Sometimes the best move is not one big gift. A small bundle - say a hive tool, bee brush, notebook, and beekeeper shirt - feels thoughtful and useful without forcing one major equipment decision on them.

This works especially well for beginners because their needs are spread across small, constant problems. A bundle meets them where they are.

What not to buy a beginner beekeeper

The easiest mistake is buying equipment that depends on their hive format when you do not know their setup. Frames, supers, foundation, feeders, and replacement parts can all be wrong in very specific ways. A well-meant gift becomes clutter fast if it does not match what they use.

The second mistake is buying novelty items that lean cute instead of credible. If the gift would make sense for someone decorating a kitchen in a bee theme, it may not land with someone spending weekends checking brood patterns and scraping propolis off their sleeves.

There is also a category of gifts that are technically useful but too advanced for a beginner right now. Honey extractors are the obvious example. Great tool, wrong moment for many first-year keepers. If the person is still learning basic hive management, smaller, more frequent-use items are usually better.

How to choose the right gift based on where they are

If they are brand new and still building confidence, focus on approachable gear and identity pieces. Think hive tools, notebooks, smoker supplies, and apparel that feels like it came from the beekeeping world, not a tourist shop.
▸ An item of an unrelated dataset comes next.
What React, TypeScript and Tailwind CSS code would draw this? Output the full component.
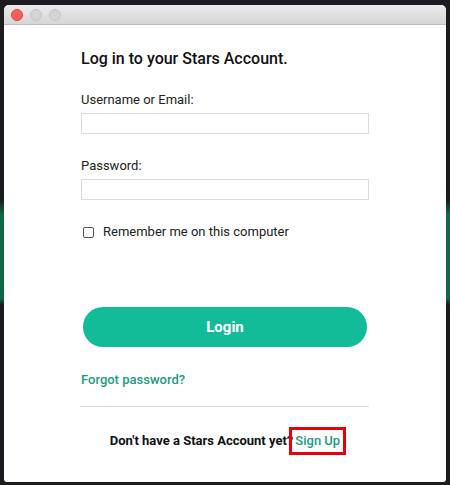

If they already have bees on the property, choose things that make inspections smoother. Gloves, a brush, or a frame-handling accessory make more sense here.

If they are nearing their first honey harvest, then harvest-related gifts become fair game. Timing matters. Good gifting in beekeeping is often less about price and more about knowing what season of the learning curve they are in.

A good beginner gift does not need to be complicated. It just needs to respect the craft. If it helps them work a hive, learn faster, or feel like they are part of the beekeeping crowd for real, you picked well.